Hindustan Times (Noida)

Singh calls out developed world over lack of emissions planning

- Staff Writer feedback@livemint.com

Ahead of the United Nations’ annual climate change conference COP26 next month, Union power and renewable energy minister Raj Kumar Singh said India would have 66% of its installed power capacity from non-fossil fuels by 2030 even as he criticized developed nations for not doing enough to cut carbon emissions.
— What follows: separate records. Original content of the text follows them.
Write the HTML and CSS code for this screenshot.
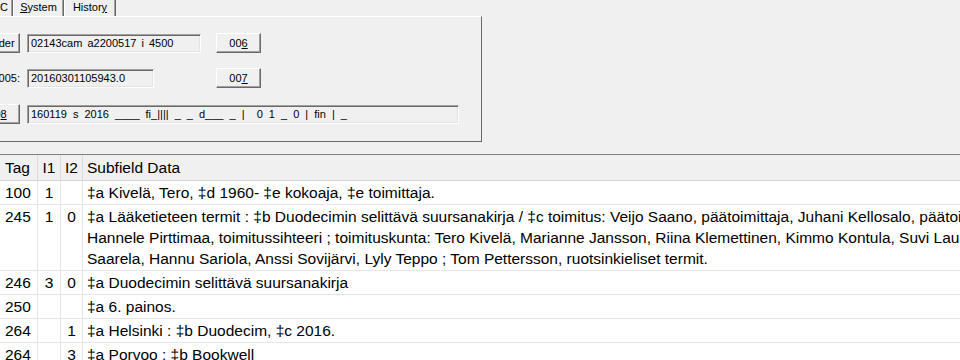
FILE: index.html
```html
<!DOCTYPE html>
<html>
<head>
<meta charset="utf-8">
<link rel="stylesheet" href="styles.css">
</head>
<body>
<div class="tabctl">
  <div class="tabs">
    <div class="tab tab-first">MARC</div>
    <div class="tab tab-sys"><u>S</u>ystem</div>
    <div class="tab tab-his">Histor<u>y</u></div>
  </div>
  <div class="tabpage">
    <div class="frow r1">
      <div class="lcol"><button class="btn">Leader</button></div>
      <div class="field f1">02143cam a2200517 i 4500</div>
      <button class="btn b1">00<u>6</u></button>
    </div>
    <div class="frow r2">
      <div class="lcol"><span class="lbl">005:</span></div>
      <div class="field f2">20160301105943.0</div>
      <button class="btn b2">00<u>7</u></button>
    </div>
    <div class="frow r3">
      <div class="lcol"><button class="btn">00<u>8</u></button></div>
      <div class="field f3">160119 s 2016 ____ fi_|||| _ _ d___ _ |  0 1 _ 0 | fin | _</div>
    </div>
  </div>
</div>
<div class="grid">
  <div class="hdr">
    <div class="c tag">Tag</div>
    <div class="c ind">I1</div>
    <div class="c ind2">I2</div>
    <div class="c data">Subfield Data</div>
  </div>
  <div class="row">
    <div class="c tag">100</div>
    <div class="c ind">1</div>
    <div class="c ind2"></div>
    <div class="c data">‡a Kivelä, Tero, ‡d 1960- ‡e kokoaja, ‡e toimittaja.</div>
  </div>
  <div class="row">
    <div class="c tag">245</div>
    <div class="c ind">1</div>
    <div class="c ind2">0</div>
    <div class="c data">‡a Lääketieteen termit : ‡b Duodecimin selittävä suursanakirja / ‡c toimitus: Veijo Saano, päätoimittaja, Juhani Kellosalo, päätoimittaja,<br>Hannele Pirttimaa, toimitussihteeri ; toimituskunta: Tero Kivelä, Marianne Jansson, Riina Klemettinen, Kimmo Kontula, Suvi Laurila, Heikki<br>Saarela, Hannu Sariola, Anssi Sovijärvi, Lyly Teppo ; Tom Pettersson, ruotsinkieliset termit.</div>
  </div>
  <div class="row">
    <div class="c tag">246</div>
    <div class="c ind">3</div>
    <div class="c ind2">0</div>
    <div class="c data">‡a Duodecimin selittävä suursanakirja</div>
  </div>
  <div class="row">
    <div class="c tag">250</div>
    <div class="c ind"></div>
    <div class="c ind2"></div>
    <div class="c data">‡a 6. painos.</div>
  </div>
  <div class="row">
    <div class="c tag">264</div>
    <div class="c ind"></div>
    <div class="c ind2">1</div>
    <div class="c data">‡a Helsinki : ‡b Duodecim, ‡c 2016.</div>
  </div>
  <div class="row">
    <div class="c tag">264</div>
    <div class="c ind"></div>
    <div class="c ind2">3</div>
    <div class="c data">‡a Porvoo : ‡b Bookwell</div>
  </div>
</div>
</body>
</html>
```
FILE: styles.css
```css
html, body {
  margin: 0;
  padding: 0;
}
body {
  width: 960px;
  height: 360px;
  overflow: hidden;
  background: #f0f0f0;
  font-family: "Liberation Sans", Arial, sans-serif;
  color: #000;
}
.tabctl {
  margin-left: -60px;
  width: 542px;
  font-size: 11px;
}
.tabs {
  display: flex;
  height: 16px;
}
.tab {
  box-sizing: border-box;
  height: 16px;
  line-height: 15px;
  border-left: 1px solid #fff;
  border-right: 1px solid #696969;
  box-shadow: inset -1px 0 #a0a0a0;
  text-align: center;
  white-space: nowrap;
}
.tab-first {
  width: 73px;
  text-align: right;
  padding-right: 4px;
}
.tab-sys { width: 51px; }
.tab-his { width: 52px; }
.tabpage {
  box-sizing: border-box;
  height: 126px;
  border-top: 1px solid #fff;
  border-right: 1px solid #696969;
  border-bottom: 1px solid #696969;
  padding-top: 16px;
  display: flex;
  flex-direction: column;
  word-spacing: 2px;
}
.frow {
  display: flex;
  align-items: center;
  height: 20px;
}
.r2 { margin-top: 15px; }
.r3 { margin-top: 16px; }
.lcol {
  width: 80px;
  flex: none;
  display: flex;
  justify-content: flex-end;
  align-items: center;
}
.btn {
  box-sizing: border-box;
  width: 45px;
  height: 20px;
  margin: 0;
  padding: 0;
  font: inherit;
  font-size: 11px;
  color: #000;
  background: #f0f0f0;
  border-top: 1px solid #fff;
  border-left: 1px solid #fff;
  border-right: 1px solid #696969;
  border-bottom: 1px solid #696969;
  box-shadow: inset -1px -1px #a0a0a0;
  white-space: nowrap;
  flex: none;
}
.field {
  box-sizing: border-box;
  height: 19px;
  line-height: 16px;
  padding: 0 3px;
  margin-left: 7px;
  border-top: 1px solid #a0a0a0;
  border-left: 1px solid #a0a0a0;
  border-right: 1px solid #fff;
  border-bottom: 1px solid #fff;
  box-shadow: inset 1px 1px #696969, inset -1px -1px #e3e3e3;
  white-space: pre;
  overflow: hidden;
  flex: none;
}
.f1 { width: 174px; }
.f2 { width: 127px; }
.f3 { width: 432px; word-spacing: 3px; }
.b1 { margin-left: 15px; }
.b2 { margin-left: 62px; }

.grid {
  margin-top: 12px;
  border-top: 1px solid #808080;
  font-size: 15.5px;
  width: 960px;
  overflow: hidden;
}
.hdr, .row {
  display: flex;
  white-space: nowrap;
}
.hdr {
  height: 26px;
  box-sizing: border-box;
  border-bottom: 1px solid #d6d6d6;
  background: #f0f0f0;
}
.hdr .c {
  line-height: 25px;
}
.row {
  background: #fff;
  border-bottom: 1px solid #e6e6e6;
}
.row .c {
  padding-top: 1px;
  padding-bottom: 1px;
  line-height: 21px;
}
.c {
  box-sizing: border-box;
  flex: none;
  border-right: 1px solid #e3e3e3;
}
.hdr .c { border-right-color: #dcdcdc; }
.tag {
  width: 38px;
  padding-left: 5px;
}
.ind {
  width: 23px;
  text-align: center;
}
.ind2 {
  width: 22px;
  text-align: center;
}
.data {
  flex: 1 0 auto;
  padding-left: 4px;
  border-right: none;
}
```
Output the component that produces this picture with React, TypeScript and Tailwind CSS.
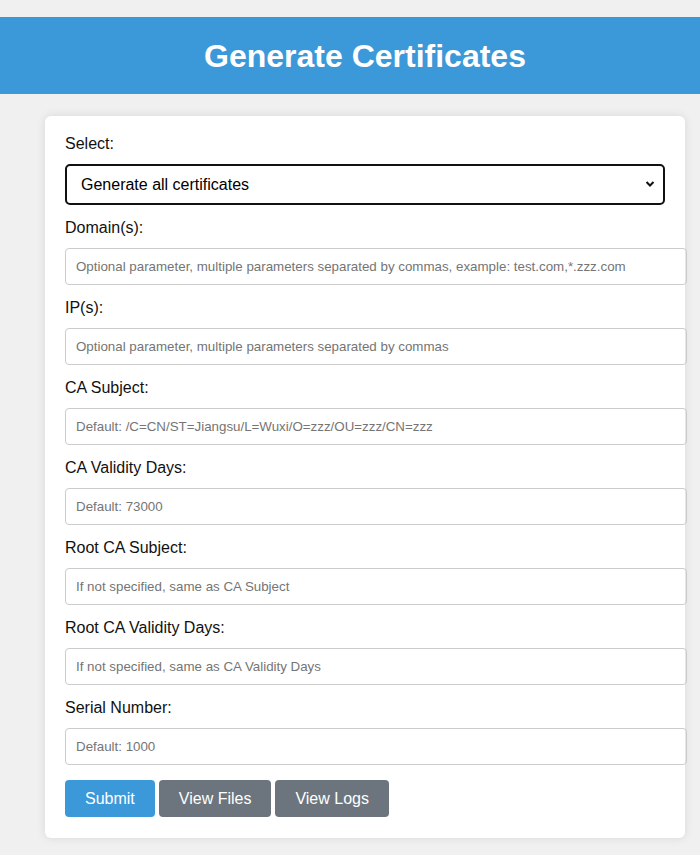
import React, { useState } from 'react';

const fields = [
  { label: 'Domain(s):', placeholder: 'Optional parameter, multiple parameters separated by commas, example: test.com,*.zzz.com' },
  { label: 'IP(s):', placeholder: 'Optional parameter, multiple parameters separated by commas' },
  { label: 'CA Subject:', placeholder: 'Default: /C=CN/ST=Jiangsu/L=Wuxi/O=zzz/OU=zzz/CN=zzz' },
  { label: 'CA Validity Days:', placeholder: 'Default: 73000' },
  { label: 'Root CA Subject:', placeholder: 'If not specified, same as CA Subject' },
  { label: 'Root CA Validity Days:', placeholder: 'If not specified, same as CA Validity Days' },
  { label: 'Serial Number:', placeholder: 'Default: 1000' },
];

const App = () => {
  const [mode, setMode] = useState('all');

  return (
    <div className="min-h-screen bg-[#f0f0f0] py-[17px] font-['Liberation_Sans',Arial,sans-serif] text-[#111]">
      {/* Header */}
      <header className="h-[77px] bg-[#3b99d9] flex items-center justify-center pl-[30px]">
        <h1 className="text-[32px] font-bold text-white leading-none">Generate Certificates</h1>
      </header>

      {/* Form card */}
      <form
        className="ml-[45px] mt-[22px] w-[640px] bg-white rounded-[6px] shadow-[0_0_10px_rgba(0,0,0,0.1)] px-5 pt-[19px] pb-[21px]"
        onSubmit={(e) => e.preventDefault()}
      >
        <label className="block text-[16px] leading-[18px] mb-[11px]">Select:</label>
        <div className="relative w-[600px] mb-[14px]">
          <select
            value={mode}
            onChange={(e) => setMode(e.target.value)}
            className="appearance-none w-full h-[41px] border-2 border-[#111] rounded-[5px] pl-[14px] text-[16px] bg-white text-black outline-none"
          >
            <option value="all">Generate all certificates</option>
            <option value="ca">Generate CA only</option>
            <option value="server">Generate server certificate</option>
          </select>
          <svg
            className="pointer-events-none absolute right-[10px] top-[16px]"
            width="10"
            height="8"
            viewBox="0 0 10 8"
          >
            <path d="M1.5 2 L5 5.5 L8.5 2" fill="none" stroke="#111" strokeWidth="2" />
          </svg>
        </div>

        {fields.map((f, i) => (
          <div key={f.label}>
            <label className="block text-[16px] leading-[18px] mb-[11px]">{f.label}</label>
            <input
              type="text"
              placeholder={f.placeholder}
              className={
                'block w-[622px] h-[37px] border border-[#ccc] rounded-[4px] px-[10px] text-[13.33px] placeholder:text-[#757575] outline-none ' +
                (i === fields.length - 1 ? 'mb-[15px]' : 'mb-[14px]')
              }
            />
          </div>
        ))}

        <div className="flex gap-1">
          <button type="submit" className="h-[37px] px-5 rounded-[4px] bg-[#3b99d9] text-white text-[16px]">
            Submit
          </button>
          <button type="button" className="h-[37px] px-5 rounded-[4px] bg-[#6c757d] text-white text-[16px]">
            View Files
          </button>
          <button type="button" className="h-[37px] px-5 rounded-[4px] bg-[#6c757d] text-white text-[16px]">
            View Logs
          </button>
        </div>
      </form>
    </div>
  );
};

export default App;
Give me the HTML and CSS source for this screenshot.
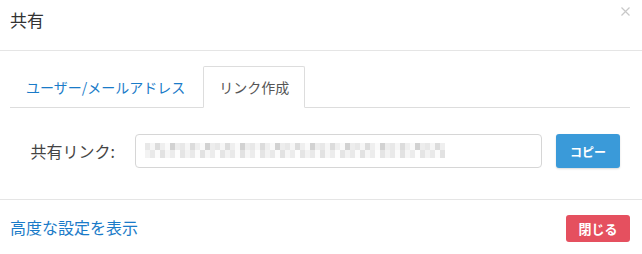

“We are the only major economy and G20 country whose actions in energy transition are consistent with the sub-2 degree rise in global temperatur­e. We are the only G20 country whose achievemen­ts are way beyond the nationally determined contributi­on (NDC) we pledged in Paris. We said 40% of our installed capacity would come from non-fossil fuels. We are already at 38.5%. If you add the capacity under contributi­on, we are already beyond 50%. We will reach 40% by 2022, eight years before target. We will be 66% by 2030. We are way beyond what we pledged,” Singh said at the Mint Energyscap­e conclave.

Singh said India pledged an emission reduction of 33-35% by 2030. “We have already done 28%, and we will cross the target,” he added.

Singh said many countries have come out with targets for themselves that they will be netzero by 2050 or 2060, which are meaningles­s if they continue emitting at the rate they are doing. “They want to be carbon net-zero by 2050 to limit the increase in global temperatur­e below 2 degrees, but available carbon space gets occupied by 2045. That’s what I told ambassador Kerry and (president of COP26) Alok Sharma,” he said.

John Kerry visited India earlier this week, his second since being named special envoy for climate earlier this year, as part of US efforts to prepare for the 26th UN Climate Change Conference of the Parties, or COP26, to be held in Glasgow between October 31-November 12. India is seen as the world’s biggest emitter of greenhouse gases after China and the US, though with far lower emissions per capita than the other two countries. Kerry pitched for India to announce a pledge to reduce emissions to “net-zero” by 2050.

“Now that COP26 is round the corner, those developed countries realize that they will be in focus, and, hence, they want to divert the world’s attention from their non-action,” Singh said.

“The fact that they have not taken any step to reduce their emissions, they want to divert focus from that. That’s why they are making big announceme­nts like net-zero by 2050, which means nothing. Gandhiji would have called it a post-dated cheque on a crashing bank. They have not told us what they will do in this decade by 2030. They don’t have a credible road map for coming to net- zero. I asked ambassador Kerry what’s the road map; there is no road map. US says it will come out with an NDC. Let’s see what NDC they come out with,” Singh said.